Puede que el tema que más me haya enamorado es cuando habla de la falta de tener “una habitación propia”, es decir, un espacio personal para pensar y reflexionar en el trabajo. Desde hace años prácticamente todas las empresas han hecho reformas y han abandonado los despachos para crear los llamados “Open Space”, donde todo se comparte. Todo el tiempo. El trabajo en equipo se ha impuesto hasta el punto en que todo tiene que ser discutido y, por supuesto, consensuado. Frank dice que la creatividad es un fenómeno solitario que luego es ampliado y reforzado por un colectivo. 

La office actual parece impedir la soledad y el retiro momentáneo: ascensores, paredes y puertas de vidrio, y, si hay tabiques, todos ellos son transparentes. Pero la transparencia crea una atmósfera abierta solo superficialmente, y lo que consigue, sobre todo, es un control constante; todo el mundo se siente constantemente observado. Trabajar en solitario y sin que a uno lo molesten, incluso sin una conexión a la red, es pecado, y la arquitectura va en contra de ello de una forma categórica.

Ligado a este tema tenemos lo relativo al silencio. Necesitamos aislarnos de un mundo de estímulos constante al menos un tiempo al día para poder pensar, para hacer nuestra pausa creativa. Y no sólo es que nuestra sociedad no lo fomenta sino que además lo juzga. Estar en silencio es sospechoso, o enfermizo, o una falta de educación. Recuerdo cuando Sánchez Dragó agradecía estar casado con una japonesa porque, según él, en su cultura no se rechazaba poder cenar en completo silencio.
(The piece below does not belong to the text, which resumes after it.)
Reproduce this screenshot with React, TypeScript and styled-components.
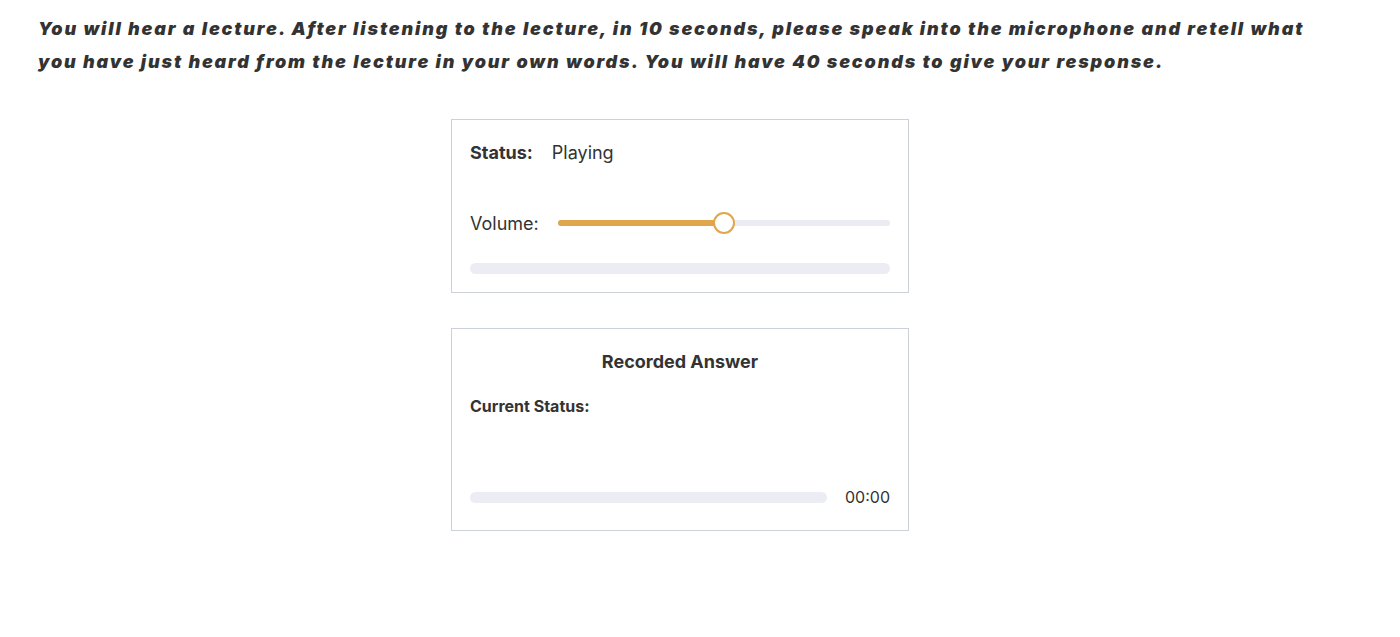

Frank hace una similitud con los monjes, y de cómo en cualquier monasterio siempre se ha combinado el trabajo en equipo con el retiro individual para la reflexión y para la meditación personal (no confundamos los términos que no tienen nada que ver…).

En el libro hay más, mucho más, pero esto quizá es lo que más me ha gustado y lo que quería compartir. Recomiendo su lectura y espero que, si lo hacéis, lo disfrutéis tanto como yo lo he hecho.